Buscó también encarecer la victoria alcanzada, así como el arrojo y decisión de
Vespasiano y Tito. Hacía poco que había ascendido al trono de los Césares la
familia de los Flavios. Envolvía una
finalidad política flaviana el demostrar que esa guerra había sido mucho más
dura e importante de lo que se había asegurado.
Sin
reñir con la verdad, el relato de Josefo tenía que complacer a los imperiales
amos, que habían proporcionado a su historiador sus propios comentarios sobre
la misma guerra. Confiesa el autor que: “He insistido en esta materia, no tanto
con la intención de exaltar a los romanos, como de consolar a los vencidos y
disuadir a los amigos de innovaciones.”
La
guerra de los judíos lleva un evidente propósito pacificador. Se escribió para
disuadir a los judíos de la diáspora mesopotámica, quienes esperaban que
acudiesen en su socorro para vengar la catástrofe del 70. Los hechos
demostrarían bajo Trajano y Adriano, que la tesis pacifista del autor era
fundada y que convenía a los judíos no provocar a los romanos.
Nos
dice Salvador Marichalar que en realidad pocas veces en la historia habrá
estado situada una persona en condiciones tan ventajosas para describir una
guerra y un asedio, como lo estuvo Josefo para atestiguar la catástrofe de su
nación. En los inicios de la insurrección se encontraba en Jerusalén y después
en Galilea. Pasado más tarde a los romanos, hubo de asistir a muchísimos
episodios, sobre todo durante el asedio de Jerusalén. Por lo que no debe
dejarse de lado que el historiador se deja arrastrar no pocas veces por un
fuerte apego a su raza y otras por el espíritu cortesano del liberto de los
Flavios.
La
Guerra de los judíos es la primera obra que Josefo escribió en Roma y fue
terminada y publicada entre los años 75 y 79 de nuestra Era. El historiador
contempló el resurgir de la ciudad imperial luego del incendio de Nerón, y las
grandes obras emprendidas por los Flavios, como el Coliseo, el Foro y el Templo
de la Paz.
No
resulta fácil aclarar los móviles de Josefo por los que se rindió a los
enemigos de su patria.

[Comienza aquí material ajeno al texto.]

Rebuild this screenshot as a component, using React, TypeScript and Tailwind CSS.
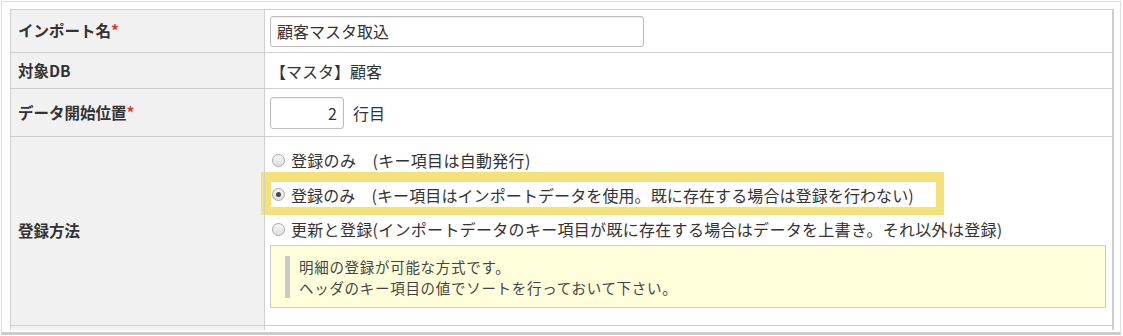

De lo que no queda duda alguna, luego de la lectura de
sus obras es que era un judío que sentía amor profundo y admiración por la
religión, cultura e instituciones de su patria nativa y de su pueblo. Su
nacimiento ocurrió entre fines del 37 y principios del 38 de nuestra Era, en la
ciudad sagrada del judaísmo: Jerusalén. Pertenecía a la tribu de Leví, era hijo
de un sacerdote y llevaba en sus venas sangre real. Su padre pertenecía a la
primera de las veinticinco clases sacerdotales. Sus padres y su hermano se
quedaron encerrados en Jerusalén durante el asedio romano.
Hablaba
el arameo, el hebreo y el griego con algunas deficiencias. Experimentó las tres
principales tendencias del judaísmo: los fariseos, los saduceos y los esenios.
En su juventud llevó una vida ascética por espacio de tres años. A los
diecinueve entró en la vida pública adscrito al partido de los fariseos.
Militaba por supuesto en el grupo de los moderados. Al ser liberado por
Vespasiano, conforme a la costumbre romana, tomó el nomen de su antiguo dueño y
se llamó en adelante Flavio Josefo.
Lo
único que se conoce de la muerte del historiador es que no tuvo lugar antes de
los sesenta y cinco años de edad, sino después del 102. En Roma se erigió una
estatua en honor a su memoria y sus escritos fueron conservados en las
bibliotecas públicas. Afirma Marichalar que como miembro de la aristocracia
sacerdotal, se acomodaba al yugo romano, fue ambicioso, vanidoso y tenía demasiada
flexibilidad para la cortesanía de los romanos.